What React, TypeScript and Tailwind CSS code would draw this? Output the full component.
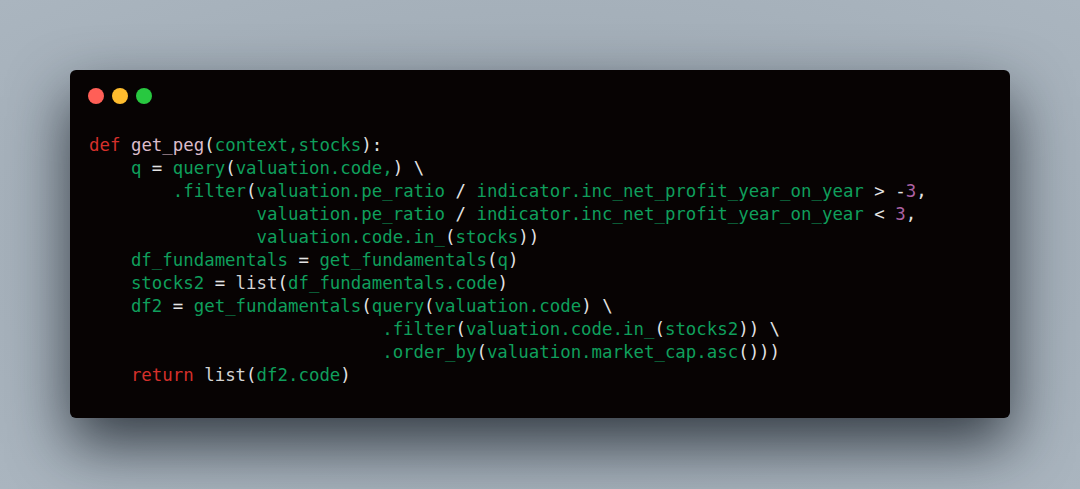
const G = 'text-[#0f9f5c]';
const W = 'text-[#e4e4e4]';
const R = 'text-[#d5302b]';
const P = 'text-[#dcbccb]';
const N = 'text-[#ad62a4]';
const L = 'text-[#d4d4d4]';

type Tok = [string, string];

const lines: Tok[][] = [
  [['def', R], [' ', W], ['get_peg', P], ['(', W], ['context,stocks', G], ['):', W]],
  [['    ', W], ['q', G], [' = ', W], ['query', G], ['(', W], ['valuation.code,', G], [') \\', W]],
  [['        ', W], ['.filter', G], ['(', W], ['valuation.pe_ratio', G], [' / ', W], ['indicator.inc_net_profit_year_on_year', G], [' > -', W], ['3', N], [',', W]],
  [['                ', W], ['valuation.pe_ratio', G], [' / ', W], ['indicator.inc_net_profit_year_on_year', G], [' < ', W], ['3', N], [',', W]],
  [['                ', W], ['valuation.code.in_', G], ['(', W], ['stocks', G], ['))', W]],
  [['    ', W], ['df_fundamentals', G], [' = ', W], ['get_fundamentals', G], ['(', W], ['q', G], [')', W]],
  [['    ', W], ['stocks2', G], [' = ', W], ['list', L], ['(', W], ['df_fundamentals.code', G], [')', W]],
  [['    ', W], ['df2', G], [' = ', W], ['get_fundamentals', G], ['(', W], ['query', G], ['(', W], ['valuation.code', G], [') \\', W]],
  [['                            ', W], ['.filter', G], ['(', W], ['valuation.code.in_', G], ['(', W], ['stocks2', G], [')) \\', W]],
  [['                            ', W], ['.order_by', G], ['(', W], ['valuation.market_cap.asc', G], ['()))', W]],
  [['    ', W], ['return', R], [' ', W], ['list', L], ['(', W], ['df2.code', G], [')', W]],
];

export default function App() {
  return (
    <div className="w-full h-[489px] overflow-hidden bg-[radial-gradient(ellipse_at_center,#7d8892_0%,#a3aeb8_55%,#aab5bf_100%)] flex justify-center pt-[70px]">
      <div className="w-[940px] h-[348px] bg-[#070303] rounded-[6px] shadow-[0_26px_60px_rgba(15,22,30,0.75)] pt-[18px] pl-[18px]">
        <div className="flex gap-[8px]">
          <span className="w-[16px] h-[16px] rounded-full bg-[#ff5f57]" />
          <span className="w-[16px] h-[16px] rounded-full bg-[#febc2e]" />
          <span className="w-[16px] h-[16px] rounded-full bg-[#28c840]" />
        </div>
        <pre className="mt-[30px] ml-[1px] font-['DejaVu_Sans_Mono',monospace] text-[17.4px] leading-[23px]">
          {lines.map((line, i) => (
            <div key={i}>
              {line.map(([t, c], j) => (
                <span key={j} className={c}>{t}</span>
              ))}
            </div>
          ))}
        </pre>
      </div>
    </div>
  );
}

****

From the first line above down to the line with "type Tok = [string, string];", reproduce every line and no others, omitting pictures.

*Reply to the task*.
What React, TypeScript and Tailwind CSS code would draw this? Output the full component.
const G = 'text-[#0f9f5c]';
const W = 'text-[#e4e4e4]';
const R = 'text-[#d5302b]';
const P = 'text-[#dcbccb]';
const N = 'text-[#ad62a4]';
const L = 'text-[#d4d4d4]';

type Tok = [string, string];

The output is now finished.